The size of dwork is lda * ceil(n/thread_x) where thread_x = 64

magamblasw_dsymv requires users to explicitly a working space, while magmablas_dsymv is a wrapper routine of magmabalsw_dsymv allocating the working space inside the routine and provides the same interface with cublas.

If users need to call dsymv frequently, we suggest to use magmablas_dsymv_work instead of magmablas_dsymv. As the overhead of allocating and free in device memory in magmablas_dsymv would hurt performance.
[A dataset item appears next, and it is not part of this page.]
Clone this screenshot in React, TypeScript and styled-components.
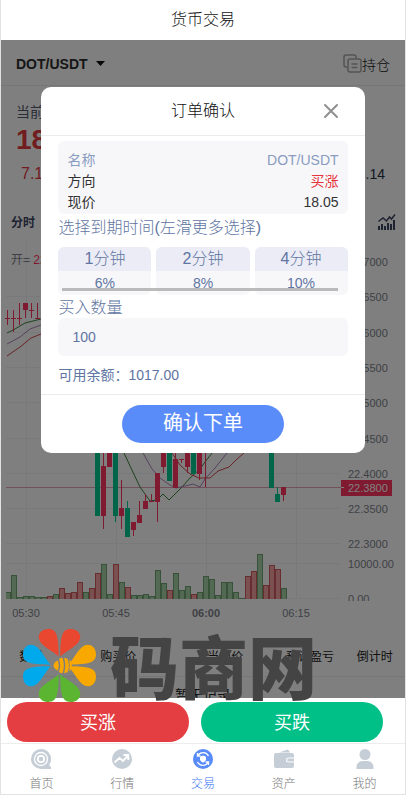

Our tests show that this penalty is about 10Gflop/s when matrix size is around 10000.

magma_int_t magmablas_ssymv_tesla_work ( magma_uplo_t  uplo,
magma_int_t  n,
float  alpha,
const float *  A,
magma_int_t  lda,
const float *  x,
magma_int_t  incx,
float  beta,
float *  y,
magma_int_t  incy,
float *  dwork,
magma_int_t  lwork 
)

magmablas_ssymv_work performs the matrix-vector operation:

y := alpha*A*x + beta*y,

where alpha and beta are scalars, x and y are n element vectors and A is an n by n symmetric matrix.

the interface of magmablas_ssymv_work is different from magmablas_ssymv in the last argument dwork

As magma implements ssymv through two steps: 1) perform the multiplication in each thread blocks and put the intermediate value in a space of device memory which we call working space. dwork is the working space 2) sum the intermediate values and store the final result in y.

The size of dwork is lda * ceil(n/thread_x) where thread_x = 64

magamblasw_ssymv requires users to explicitly a working space, while magmablas_ssymv is a wrapper routine of magmabalsw_ssymv allocating the working space inside the routine and provides the same interface with cublas.

If users need to call ssymv frequently, we suggest to use magmablas_ssymv_work instead of magmablas_ssymv. As the overhead of allocating and free in device memory in magmablas_ssymv would hurt performance. Our tests show that this penalty is about 10Gflop/s when matrix size is around 10000.